Written exercise: Find the lines holding the word "screenshot" and collect them.

☆ ☆ ☆ ☆ ☆

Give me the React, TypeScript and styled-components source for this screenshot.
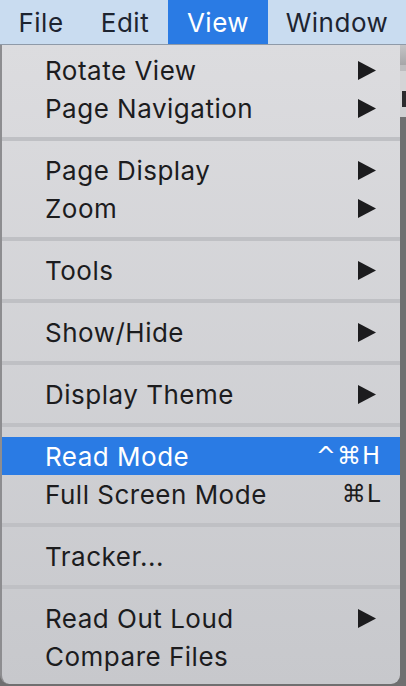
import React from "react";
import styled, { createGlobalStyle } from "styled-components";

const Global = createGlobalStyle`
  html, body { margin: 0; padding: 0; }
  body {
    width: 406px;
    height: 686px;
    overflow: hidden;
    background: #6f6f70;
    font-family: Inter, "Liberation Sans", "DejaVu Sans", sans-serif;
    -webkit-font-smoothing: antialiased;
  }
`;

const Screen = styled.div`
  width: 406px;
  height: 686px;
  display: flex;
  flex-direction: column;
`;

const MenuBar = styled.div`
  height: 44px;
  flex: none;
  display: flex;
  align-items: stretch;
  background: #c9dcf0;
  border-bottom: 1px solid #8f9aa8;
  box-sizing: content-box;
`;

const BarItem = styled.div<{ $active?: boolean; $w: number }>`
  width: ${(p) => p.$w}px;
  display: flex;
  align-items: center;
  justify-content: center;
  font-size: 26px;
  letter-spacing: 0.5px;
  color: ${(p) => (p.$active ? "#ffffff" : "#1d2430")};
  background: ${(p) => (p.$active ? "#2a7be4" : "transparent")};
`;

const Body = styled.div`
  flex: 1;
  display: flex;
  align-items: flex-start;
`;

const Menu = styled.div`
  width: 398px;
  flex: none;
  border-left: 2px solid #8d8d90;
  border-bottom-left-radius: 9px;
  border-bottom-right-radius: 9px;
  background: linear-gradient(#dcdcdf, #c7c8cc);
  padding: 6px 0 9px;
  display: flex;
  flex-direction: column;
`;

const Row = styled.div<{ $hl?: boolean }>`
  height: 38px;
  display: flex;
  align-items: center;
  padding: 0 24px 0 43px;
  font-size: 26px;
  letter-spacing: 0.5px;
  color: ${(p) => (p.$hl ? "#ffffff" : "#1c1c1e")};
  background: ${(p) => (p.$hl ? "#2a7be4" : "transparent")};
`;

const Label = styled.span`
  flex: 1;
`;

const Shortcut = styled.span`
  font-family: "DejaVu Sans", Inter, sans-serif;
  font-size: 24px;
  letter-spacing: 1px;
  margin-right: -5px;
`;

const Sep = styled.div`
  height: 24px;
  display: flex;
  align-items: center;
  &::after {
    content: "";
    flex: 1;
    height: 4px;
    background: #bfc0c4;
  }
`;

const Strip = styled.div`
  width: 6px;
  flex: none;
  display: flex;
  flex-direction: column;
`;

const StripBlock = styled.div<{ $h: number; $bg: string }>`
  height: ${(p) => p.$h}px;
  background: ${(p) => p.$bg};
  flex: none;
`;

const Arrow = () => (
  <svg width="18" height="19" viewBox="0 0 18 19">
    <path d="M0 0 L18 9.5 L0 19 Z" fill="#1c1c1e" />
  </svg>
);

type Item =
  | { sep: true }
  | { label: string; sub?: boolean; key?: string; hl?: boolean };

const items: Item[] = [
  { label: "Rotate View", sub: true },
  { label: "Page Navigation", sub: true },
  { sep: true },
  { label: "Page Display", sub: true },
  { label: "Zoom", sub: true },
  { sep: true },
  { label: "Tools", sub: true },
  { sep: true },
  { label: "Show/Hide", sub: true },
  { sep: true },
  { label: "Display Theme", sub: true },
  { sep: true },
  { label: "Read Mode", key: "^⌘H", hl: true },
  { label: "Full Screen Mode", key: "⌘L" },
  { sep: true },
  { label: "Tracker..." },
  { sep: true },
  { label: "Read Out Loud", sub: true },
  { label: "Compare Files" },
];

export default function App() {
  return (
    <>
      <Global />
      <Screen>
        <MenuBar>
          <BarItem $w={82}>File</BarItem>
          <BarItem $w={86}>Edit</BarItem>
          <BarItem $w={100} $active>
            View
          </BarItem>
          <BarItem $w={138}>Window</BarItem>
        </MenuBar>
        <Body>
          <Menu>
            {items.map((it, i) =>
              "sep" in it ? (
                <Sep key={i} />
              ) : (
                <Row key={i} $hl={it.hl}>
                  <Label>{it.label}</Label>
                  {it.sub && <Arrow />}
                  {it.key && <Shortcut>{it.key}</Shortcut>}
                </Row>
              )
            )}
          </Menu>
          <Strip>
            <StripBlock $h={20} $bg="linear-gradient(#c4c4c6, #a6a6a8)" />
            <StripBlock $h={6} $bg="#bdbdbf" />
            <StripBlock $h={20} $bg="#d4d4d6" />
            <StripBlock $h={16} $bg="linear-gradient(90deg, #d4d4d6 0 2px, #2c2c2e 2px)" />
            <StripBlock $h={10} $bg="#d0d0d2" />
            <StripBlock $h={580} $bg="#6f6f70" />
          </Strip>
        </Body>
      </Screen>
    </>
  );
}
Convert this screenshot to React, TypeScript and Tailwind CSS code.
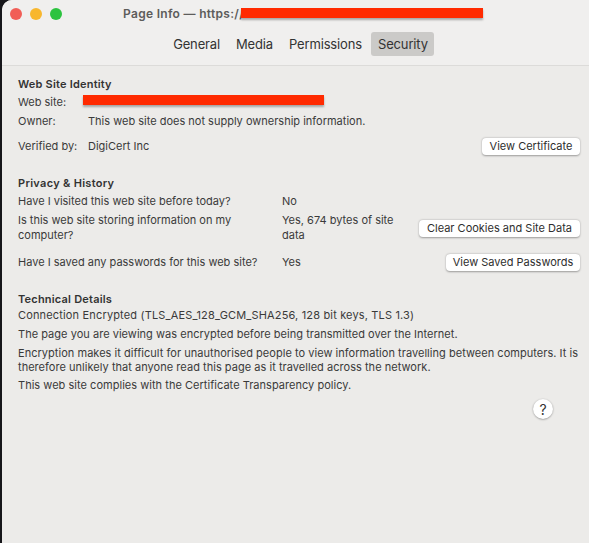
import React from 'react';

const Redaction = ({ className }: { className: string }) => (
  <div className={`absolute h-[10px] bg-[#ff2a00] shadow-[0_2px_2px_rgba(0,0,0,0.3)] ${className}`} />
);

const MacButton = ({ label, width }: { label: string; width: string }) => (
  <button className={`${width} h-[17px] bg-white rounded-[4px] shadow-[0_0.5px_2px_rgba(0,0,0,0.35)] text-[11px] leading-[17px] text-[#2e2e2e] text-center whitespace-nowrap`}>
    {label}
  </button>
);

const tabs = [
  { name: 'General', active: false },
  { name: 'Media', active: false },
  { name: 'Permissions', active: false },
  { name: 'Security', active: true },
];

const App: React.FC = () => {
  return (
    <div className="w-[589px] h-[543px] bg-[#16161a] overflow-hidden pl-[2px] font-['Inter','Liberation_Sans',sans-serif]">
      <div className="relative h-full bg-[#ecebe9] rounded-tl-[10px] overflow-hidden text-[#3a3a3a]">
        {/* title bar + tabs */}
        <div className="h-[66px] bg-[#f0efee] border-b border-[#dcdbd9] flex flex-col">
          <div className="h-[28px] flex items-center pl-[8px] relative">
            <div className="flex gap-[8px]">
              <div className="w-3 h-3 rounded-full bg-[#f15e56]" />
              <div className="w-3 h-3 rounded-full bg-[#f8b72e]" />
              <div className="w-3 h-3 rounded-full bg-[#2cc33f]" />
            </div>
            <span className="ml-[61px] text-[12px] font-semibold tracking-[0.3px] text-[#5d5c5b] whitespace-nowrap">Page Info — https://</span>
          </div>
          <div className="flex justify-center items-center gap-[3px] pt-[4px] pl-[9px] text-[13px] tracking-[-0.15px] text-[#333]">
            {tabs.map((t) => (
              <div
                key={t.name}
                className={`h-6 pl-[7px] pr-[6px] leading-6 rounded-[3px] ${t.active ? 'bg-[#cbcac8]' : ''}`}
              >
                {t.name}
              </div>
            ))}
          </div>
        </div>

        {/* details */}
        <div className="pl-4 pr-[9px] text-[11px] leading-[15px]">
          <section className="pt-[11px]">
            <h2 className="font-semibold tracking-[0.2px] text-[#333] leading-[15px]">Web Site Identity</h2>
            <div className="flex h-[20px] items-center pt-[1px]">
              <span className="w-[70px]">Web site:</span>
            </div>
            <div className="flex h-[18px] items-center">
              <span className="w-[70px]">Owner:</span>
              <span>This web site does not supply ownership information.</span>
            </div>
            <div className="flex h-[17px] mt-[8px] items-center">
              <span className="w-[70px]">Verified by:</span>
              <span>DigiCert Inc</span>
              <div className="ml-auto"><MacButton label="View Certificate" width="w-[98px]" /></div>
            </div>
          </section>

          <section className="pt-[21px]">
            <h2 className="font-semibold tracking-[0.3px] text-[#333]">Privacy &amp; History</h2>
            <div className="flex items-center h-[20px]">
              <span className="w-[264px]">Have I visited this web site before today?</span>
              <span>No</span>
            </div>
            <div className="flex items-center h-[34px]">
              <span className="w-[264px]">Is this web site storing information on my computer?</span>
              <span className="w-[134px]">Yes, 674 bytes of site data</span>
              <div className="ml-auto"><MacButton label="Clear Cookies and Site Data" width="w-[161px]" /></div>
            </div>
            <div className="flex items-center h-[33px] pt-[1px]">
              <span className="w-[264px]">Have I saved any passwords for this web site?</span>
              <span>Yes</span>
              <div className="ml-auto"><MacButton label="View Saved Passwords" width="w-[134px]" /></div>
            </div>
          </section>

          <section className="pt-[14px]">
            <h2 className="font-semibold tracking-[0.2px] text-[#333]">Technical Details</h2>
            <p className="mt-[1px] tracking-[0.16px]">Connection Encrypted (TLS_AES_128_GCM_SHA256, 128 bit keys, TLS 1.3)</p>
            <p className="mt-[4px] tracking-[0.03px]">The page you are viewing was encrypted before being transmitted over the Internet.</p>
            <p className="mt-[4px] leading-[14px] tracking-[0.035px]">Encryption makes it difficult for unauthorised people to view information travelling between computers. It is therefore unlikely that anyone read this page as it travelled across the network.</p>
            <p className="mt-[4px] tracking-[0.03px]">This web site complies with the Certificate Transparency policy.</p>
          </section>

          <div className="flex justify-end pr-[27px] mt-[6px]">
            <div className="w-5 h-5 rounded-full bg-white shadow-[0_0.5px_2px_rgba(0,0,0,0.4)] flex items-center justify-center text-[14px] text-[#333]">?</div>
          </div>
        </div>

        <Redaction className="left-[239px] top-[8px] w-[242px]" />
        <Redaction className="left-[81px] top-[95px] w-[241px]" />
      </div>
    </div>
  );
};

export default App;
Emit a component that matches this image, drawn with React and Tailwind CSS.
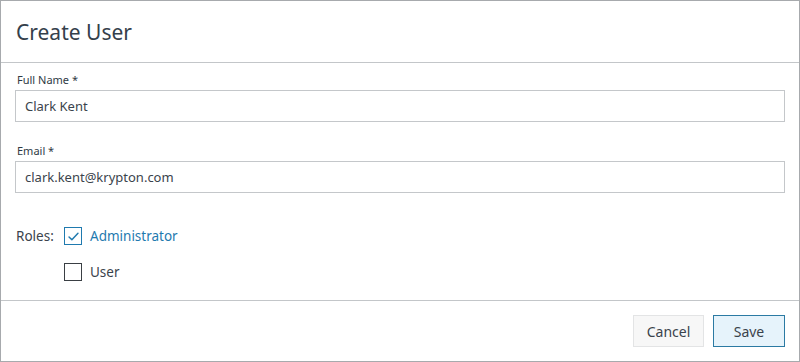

☆ ☆ ☆ ☆ ☆

Completed exercise:
Give me the React, TypeScript and styled-components source for this screenshot.
Convert this screenshot to React, TypeScript and Tailwind CSS code.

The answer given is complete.